*OBJECTIVE:* Below are some records. Retype exactly the lines from the one containing "Write a component" through the one containing "import React from 'react';", both included, skipping every picture.
# START OF INPUT
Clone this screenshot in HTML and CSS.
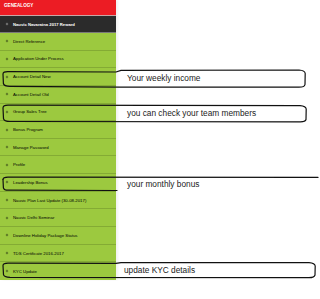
FILE: index.html
```html
<!DOCTYPE html>
<html>
<head>
<meta charset="utf-8">
<link rel="stylesheet" href="styles.css">
</head>
<body>
<div class="page">
  <aside class="sidebar">
    <div class="title">GENEALOGY</div>
    <div class="reward"><span class="dot"></span>Nauvic Navaratna 2017 Reward</div>
    <ul class="menu">
      <li><span class="dot"></span>Direct Reference</li>
      <li><span class="dot"></span>Application Under Process</li>
      <li><span class="dot"></span>Account Detail New</li>
      <li><span class="dot"></span>Account Detail Old</li>
      <li><span class="dot"></span>Group Sales Tree</li>
      <li><span class="dot"></span>Bonus Program</li>
      <li><span class="dot"></span>Manage Password</li>
      <li><span class="dot"></span>Profile</li>
      <li><span class="dot"></span>Leadership Bonus</li>
      <li><span class="dot"></span>Nauvic Plan Last Update (30-08-2017)</li>
      <li><span class="dot"></span>Nauvic Delhi Seminar</li>
      <li><span class="dot"></span>Downline Holiday Package Status</li>
      <li><span class="dot"></span>TDS Certificate 2016-2017</li>
      <li><span class="dot"></span>KYC Update</li>
    </ul>
  </aside>

  <svg class="marks" width="320" height="299" viewBox="0 0 320 299">
    <path d="M3,74 Q3,71.5 8,71.6 L116,72 L121,70.4 L299,70 Q305,70.4 305.2,73.5 L305,84.5 Q304.5,87.2 299,87.2 L121,87.1 L10,86.3 Q4,86.3 3.4,83.5 Z"/>
    <path d="M3,108 Q3,105.2 8,105.2 L300,105.6 Q306,106 306.2,109 L306,119.5 Q305.4,121.9 300,121.8 L10,121.5 Q4,121.4 3.5,118.6 Z"/>
    <path d="M3,179.5 Q3,177.2 8,177.2 L318,177.4"/>
    <path d="M3,179.5 L3.4,187.8 Q4,190.4 9,190.2 L117,190.5"/>
    <path d="M3,265.5 Q3,263.2 8,263.2 L116,263.4 L121,262.6 L309,262.6 Q315,263 315.2,266 L315,275 Q314.4,277.6 309,277.7 L10,277.3 Q4,277.1 3.5,274.6 Z"/>
  </svg>

  <div class="note n1">Your weekly income</div>
  <div class="note n2">you can check your team members</div>
  <div class="note n3">your monthly bonus</div>
  <div class="note n4">update KYC details</div>
</div>
</body>
</html>
```

FILE: styles.css
```css
html, body {
  margin: 0;
  padding: 0;
  background: #ffffff;
}

.page {
  position: relative;
  width: 320px;
  height: 299px;
  overflow: hidden;
  font-family: "Liberation Sans", Arial, sans-serif;
}

.sidebar {
  width: 116px;
  display: flex;
  flex-direction: column;
  box-shadow: 2px 0 2px rgba(0, 0, 0, 0.05);
}

.title {
  height: 16px;
  box-sizing: border-box;
  background: #ec1c24;
  color: #ffffff;
  font-weight: bold;
  font-size: 4.6px;
  line-height: 12px;
  padding-left: 4px;
  border-bottom: 1px solid #c9a6a6;
}

.reward {
  height: 17px;
  background: #2b2b2b;
  border-bottom: 1px solid #7a7a7a;
  box-sizing: border-box;
  color: #ffffff;
  font-weight: bold;
  font-size: 4.2px;
  display: flex;
  align-items: center;
  padding-left: 6px;
}

.reward .dot {
  background: #777;
}

.menu {
  list-style: none;
  margin: 0;
  padding: 0;
  background: #9cc93f;
}

.menu li {
  height: 17.65px;
  box-sizing: border-box;
  border-bottom: 1px solid #84ab34;
  display: flex;
  align-items: center;
  padding-left: 6px;
  font-size: 4.3px;
  color: #000000;
}

.menu li:last-child {
  border-bottom: none;
}

.dot {
  width: 2px;
  height: 2px;
  background: #5a7426;
  transform: rotate(45deg);
  margin-right: 5px;
  flex: none;
}

.marks {
  position: absolute;
  left: 0;
  top: 0;
  pointer-events: none;
}

.marks path {
  fill: none;
  stroke: #111111;
  stroke-width: 1.2;
  stroke-linejoin: round;
  stroke-linecap: round;
}

.note {
  position: absolute;
  font-size: 8.3px;
  line-height: 10px;
  color: #222222;
  white-space: nowrap;
}

.n1 { left: 127px; top: 73px; }
.n2 { left: 127px; top: 107.5px; }
.n3 { left: 127px; top: 178.5px; }
.n4 { left: 124px; top: 265px; }
```
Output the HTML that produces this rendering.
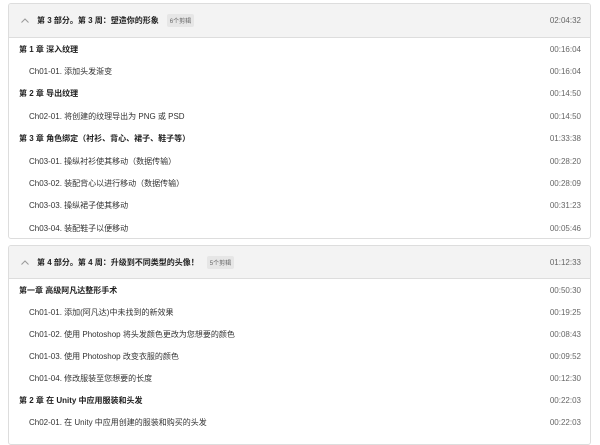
<!DOCTYPE html>
<html><head><meta charset="utf-8"><style>
*{margin:0;padding:0;box-sizing:border-box}
body{width:600px;height:436px;background:#fff;font-family:"Liberation Sans","Noto Sans CJK SC",sans-serif;font-size:8px;color:#222;overflow:hidden;position:relative}
.box{position:absolute;left:8px;width:583px;border:1px solid #ddd;border-radius:3px;background:#fff;overflow:hidden}
.hd{height:34px;background:#f3f3f3;border-bottom:1px solid #ddd;display:flex;align-items:center;padding:0 9px 0 12px;font-weight:bold}
.hd svg{margin-right:8px}
.tag{background:#e6e6e6;color:#666;font-weight:normal;font-size:6px;padding:2px 3px;margin-left:8px;border-radius:2px}
.hd .t{margin-left:auto;font-weight:normal;color:#666}
.r{height:22.4px;display:flex;align-items:center;padding:0 9px 0 10px}
.r .t{margin-left:auto;color:#666;font-weight:normal}
.r.c{font-weight:bold}
.r.i{padding-left:20px;color:#333}
</style></head><body>
<div class="box" style="top:3px;height:236px">
<div class="hd"><svg width="8" height="5" viewBox="0 0 8 5"><path d="M0.5 4.5L4 1L7.5 4.5" fill="none" stroke="#999" stroke-width="1"/></svg>第 3 部分。第 3 周：塑造你的形象<span class="tag">6个剪辑</span><span class="t">02:04:32</span></div>
<div class="r c">第 1 章 深入纹理<span class="t">00:16:04</span></div>
<div class="r i">Ch01-01. 添加头发渐变<span class="t">00:16:04</span></div>
<div class="r c">第 2 章 导出纹理<span class="t">00:14:50</span></div>
<div class="r i">Ch02-01. 将创建的纹理导出为 PNG 或 PSD<span class="t">00:14:50</span></div>
<div class="r c">第 3 章 角色绑定（衬衫、背心、裙子、鞋子等）<span class="t">01:33:38</span></div>
<div class="r i">Ch03-01. 操纵衬衫使其移动（数据传输）<span class="t">00:28:20</span></div>
<div class="r i">Ch03-02. 装配背心以进行移动（数据传输）<span class="t">00:28:09</span></div>
<div class="r i">Ch03-03. 操纵裙子使其移动<span class="t">00:31:23</span></div>
<div class="r i">Ch03-04. 装配鞋子以便移动<span class="t">00:05:46</span></div>
</div>
<div class="box" style="top:245px;height:200px">
<div class="hd" style="height:33px"><svg width="8" height="5" viewBox="0 0 8 5"><path d="M0.5 4.5L4 1L7.5 4.5" fill="none" stroke="#999" stroke-width="1"/></svg>第 4 部分。第 4 周：升级到不同类型的头像！<span class="tag">5个剪辑</span><span class="t">01:12:33</span></div>
<div class="r c" style="height:22px">第一章 高级阿凡达整形手术<span class="t">00:50:30</span></div>
<div class="r i" style="height:22px">Ch01-01. 添加(阿凡达)中未找到的新效果<span class="t">00:19:25</span></div>
<div class="r i" style="height:22px">Ch01-02. 使用 Photoshop 将头发颜色更改为您想要的颜色<span class="t">00:08:43</span></div>
<div class="r i" style="height:22px">Ch01-03. 使用 Photoshop 改变衣服的颜色<span class="t">00:09:52</span></div>
<div class="r i" style="height:22px">Ch01-04. 修改服装至您想要的长度<span class="t">00:12:30</span></div>
<div class="r c" style="height:22px">第 2 章 在 Unity 中应用服装和头发<span class="t">00:22:03</span></div>
<div class="r i" style="height:22px">Ch02-01. 在 Unity 中应用创建的服装和购买的头发<span class="t">00:22:03</span></div>
</div>
</body></html>
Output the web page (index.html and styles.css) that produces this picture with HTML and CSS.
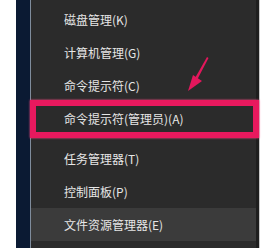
FILE: index.html
```html
<!DOCTYPE html>
<html lang="zh-CN">
<head>
    <meta charset="UTF-8">
    <title>Win+X 菜单</title>
    <link rel="stylesheet" href="styles.css">
</head>
<body>
    <div class="screen">
        <div class="taskbar"></div>
        <div class="menu">
            <div class="item">磁盘管理(K)</div>
            <div class="item">计算机管理(G)</div>
            <div class="item">命令提示符(C)</div>
            <div class="item">命令提示符(管理员)(A)</div>
            <div class="separator"></div>
            <div class="item">任务管理器(T)</div>
            <div class="item">控制面板(P)</div>
            <div class="item hover">文件资源管理器(E)</div>
        </div>
        <div class="edge"></div>

        <!-- annotation drawn over the screenshot -->
        <div class="mark"></div>
        <svg class="arrow" width="30" height="40" viewBox="0 0 30 40">
            <path d="M22 1 L23.5 2 L12 24 L9.5 23 Z" fill="#e3175c"/>
            <path d="M8 19 L17 25 L3 35 Z" fill="#e3175c"/>
        </svg>
    </div>
</body>
</html>
```

FILE: styles.css
```css
body, html {
    margin: 0;
    padding: 0;
    background: #fff;
    overflow: hidden;
}
.screen {
    position: relative;
    display: flex;
    width: 268px;
    height: 248px;
    background: #fff;
    padding-left: 16px;
    box-sizing: border-box;
}
.taskbar {
    width: 14px;
    background: #0b1a33;
    border-right: 1px solid #7f8c9c;
}
.menu {
    width: 225px;
    background: #2b2b2b;
    border-right: 3px solid #1e1e1e;
    padding-top: 3px;
    font-family: "Noto Sans CJK SC", "Noto Sans", sans-serif;
    font-size: 12px;
    color: #e6e6e6;
}
.item {
    height: 33px;
    line-height: 33px;
    padding-left: 33px;
}
.item.hover {
    background: #3b3b3b;
}
.separator {
    height: 7px;
}
.edge {
    width: 1px;
    background: #c8c8c8;
}
.mark {
    position: absolute;
    left: 30px;
    top: 100px;
    width: 217px;
    height: 26px;
    border: 6px solid #e8195e;
    box-shadow: 0 0 2px #ff4d85;
}
.arrow {
    position: absolute;
    left: 185px;
    top: 56px;
}
```
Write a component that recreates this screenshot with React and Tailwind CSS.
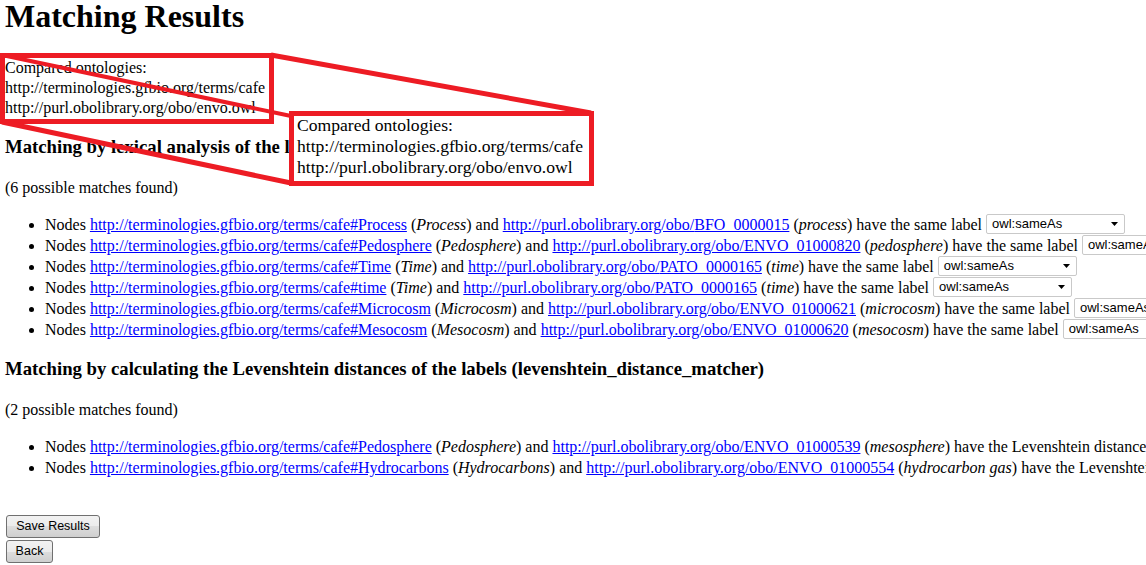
import React from 'react';

const lexicalRows = [
  ['Process', 'Process', 'BFO_0000015', 'process'],
  ['Pedosphere', 'Pedosphere', 'ENVO_01000820', 'pedosphere'],
  ['Time', 'Time', 'PATO_0000165', 'time'],
  ['time', 'Time', 'PATO_0000165', 'time'],
  ['Microcosm', 'Microcosm', 'ENVO_01000621', 'microcosm'],
  ['Mesocosm', 'Mesocosm', 'ENVO_01000620', 'mesocosm'],
];

const levenshteinRows = [
  ['Pedosphere', 'Pedosphere', 'ENVO_01000539', 'mesosphere', 2],
  ['Hydrocarbons', 'Hydrocarbons', 'ENVO_01000554', 'hydrocarbon gas', 4],
];

// looks like a classic windows dropdown
function FakeSelect() {
  return (
    <span className="inline-flex h-[20px] w-[139px] items-center justify-between rounded-[2px] border border-[#c9c9c9] bg-white pl-[5px] pr-[6px] align-top font-['Liberation_Sans',sans-serif] text-[13px] leading-[18px] text-black">
      <span>owl:sameAs</span>
      <svg width="7" height="4" viewBox="0 0 7 4">
        <path d="M0 0h7L3.5 4z" fill="#000" />
      </svg>
    </span>
  );
}

function Link({ children }) {
  return (
    <a href="#" className="text-[#0000ff] underline">
      {children}
    </a>
  );
}

function Button({ children, width }) {
  return (
    <button
      className={`flex h-[23px] ${width} items-center justify-center rounded-[3px] border border-[#707070] bg-[linear-gradient(#f2f2f2,#ebebeb_50%,#dddddd_50%,#cfcfcf)] font-['Liberation_Sans',sans-serif] text-[12.5px] text-black`}
    >
      {children}
    </button>
  );
}

export default function App() {
  return (
    <div className="relative h-[565px] w-[1146px] overflow-hidden whitespace-nowrap bg-white pl-[5px] font-['Liberation_Serif',serif] text-[16px] text-black">
      <h1 className="text-[32px] font-bold leading-[32px]">Matching Results</h1>

      <div className="mt-[26px] leading-[20px]">
        <div>Compared ontologies:</div>
        <div>http://terminologies.gfbio.org/terms/cafe</div>
        <div>http://purl.obolibrary.org/obo/envo.owl</div>
      </div>

      <h3 className="mt-[18px] text-[18.72px] font-bold leading-[22px]">
        Matching by lexical analysis of the labels (lexical_matcher)
      </h3>
      <p className="mt-[20px] leading-[20px]">(6 possible matches found)</p>
      <ul className="mt-[16px] list-disc pl-[40px] leading-[21px]">
        {lexicalRows.map(([a, b, c, d]) => (
          <li key={a}>
            Nodes <Link>http://terminologies.gfbio.org/terms/cafe#{a}</Link> (<i>{b}</i>) and{' '}
            <Link>http://purl.obolibrary.org/obo/{c}</Link> (<i>{d}</i>) have the same label <FakeSelect />
          </li>
        ))}
      </ul>

      <h3 className="mt-[18px] text-[18.72px] font-bold leading-[22px]">
        Matching by calculating the Levenshtein distances of the labels (levenshtein_distance_matcher)
      </h3>
      <p className="mt-[20px] leading-[20px]">(2 possible matches found)</p>
      <ul className="mt-[16px] list-disc pl-[40px] leading-[21px]">
        {levenshteinRows.map(([a, b, c, d, n]) => (
          <li key={a}>
            Nodes <Link>http://terminologies.gfbio.org/terms/cafe#{a}</Link> (<i>{b}</i>) and{' '}
            <Link>http://purl.obolibrary.org/obo/{c}</Link> (<i>{d}</i>) have the Levenshtein distance {n}{' '}
            <FakeSelect />
          </li>
        ))}
      </ul>

      <div className="mt-[37px] flex flex-col gap-[2px] pl-px">
        <Button width="w-[94px]">Save Results</Button>
        <Button width="w-[47px]">Back</Button>
      </div>

      {/* zoom callout drawn over the page */}
      <svg className="pointer-events-none absolute left-0 top-0" width="1146" height="565">
        <g stroke="#ed1c24" fill="none">
          <rect x="2.5" y="55.5" width="269" height="66" strokeWidth="5" />
          <line x1="271" y1="55" x2="591" y2="113" strokeWidth="5" />
          <line x1="2" y1="55" x2="291" y2="116" strokeWidth="4" />
          <line x1="2" y1="122" x2="291" y2="183" strokeWidth="5" />
        </g>
      </svg>
      <div className="absolute left-[289px] top-[111px] h-[75px] w-[305px] border-[5px] border-[#ed1c24] bg-white pl-[3px] text-[17.6px] leading-[21px]">
        <div className="-mt-[1px]">
          <div>Compared ontologies:</div>
          <div>http://terminologies.gfbio.org/terms/cafe</div>
          <div>http://purl.obolibrary.org/obo/envo.owl</div>
        </div>
      </div>
    </div>
  );
}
# END OF INPUT
*EXERCISE RESULT:*
Write a component that recreates this screenshot with React and Tailwind CSS.
import React from 'react';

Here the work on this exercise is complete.